Columns share an author’s personal perspective and are often based on facts in the newspaper’s reporting.
Welcome, BookLovers, to Part Two of my interview with 16-time Emmy winning filmmaker Ken Burns.
Last week, we talked about the first-ever Library of Congress Lavine/Ken Burns Prize for Film, which aims to help up-and-coming filmmakers with a $200,000 finishing grant to help with the final production.
“Flannery,” a documentary about the late great American writer Flannery O’Connor — directed by Elizabeth Coffman and Mark Bosco — just won the inaugural award. The award is made possible by the generosity of Boston philanthropists Jeannie and Jonathan Lavine.
The film explores the life and writings of the Southern writer, “whose provocative, award-winning fiction … and an assemblage of unique and often fantastic characters has inspired artists, musicians and writers around the world,” according to the release.
I’m over the moon about this news.
Because a good film or show — whether it’s fictional like “Game of Thrones” or a Ken Burns’ documentary on country music — tends to pull people toward the source material.
And Flannery deserves some limelight.
Especially in this divisive time in our country.
Burns told me highest praise you can give a documentary is to say it makes you want to read the source material.
And after he watched “Flannery,” “I went out and got all the books of (O’Connor’s) I didn’t already have. It made me want to reread O’Connor,” the New Hampshire resident said.

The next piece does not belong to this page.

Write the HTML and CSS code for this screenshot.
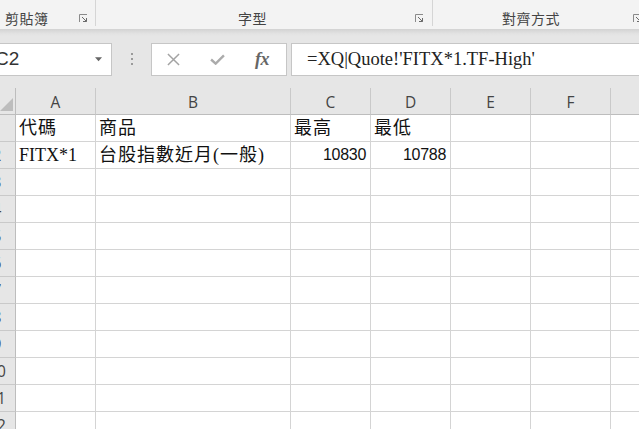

This award recognizes filmmakers “whose documentary uses original research and compelling narrative to tell stories that touch on some aspect of American history.”
Burns told me they wanted the award to deal with American history, “in a fashion that was non-partisan. We weren’t interesting in underwriting screeds of either polarity.”
As Burns said: “I make films about the U.S., capital U, capital S, and I make films about us, lowercase.”
From “The Civil War” to “Baseball,” that’s dead on.
“Particularly now, when we seemed to have lost our way, and forgot the common story we do share, (films are) a tiny little way we can re-remind of us of why we Americans agree to cohere,” Burns told me. “And I think it’s because we’ve got a complicated and messy and wonderful and inspiring history.”
Nobody embodied that messy history like Flannery O’Connor.
The late great Southern writer’s bread and butter were stories that explore and expose the dark side of humanity, the complicated South in particular.
Read her short stories “Good Country People” and “Revelation” for classic examples.
Burns called the film “wonderful.”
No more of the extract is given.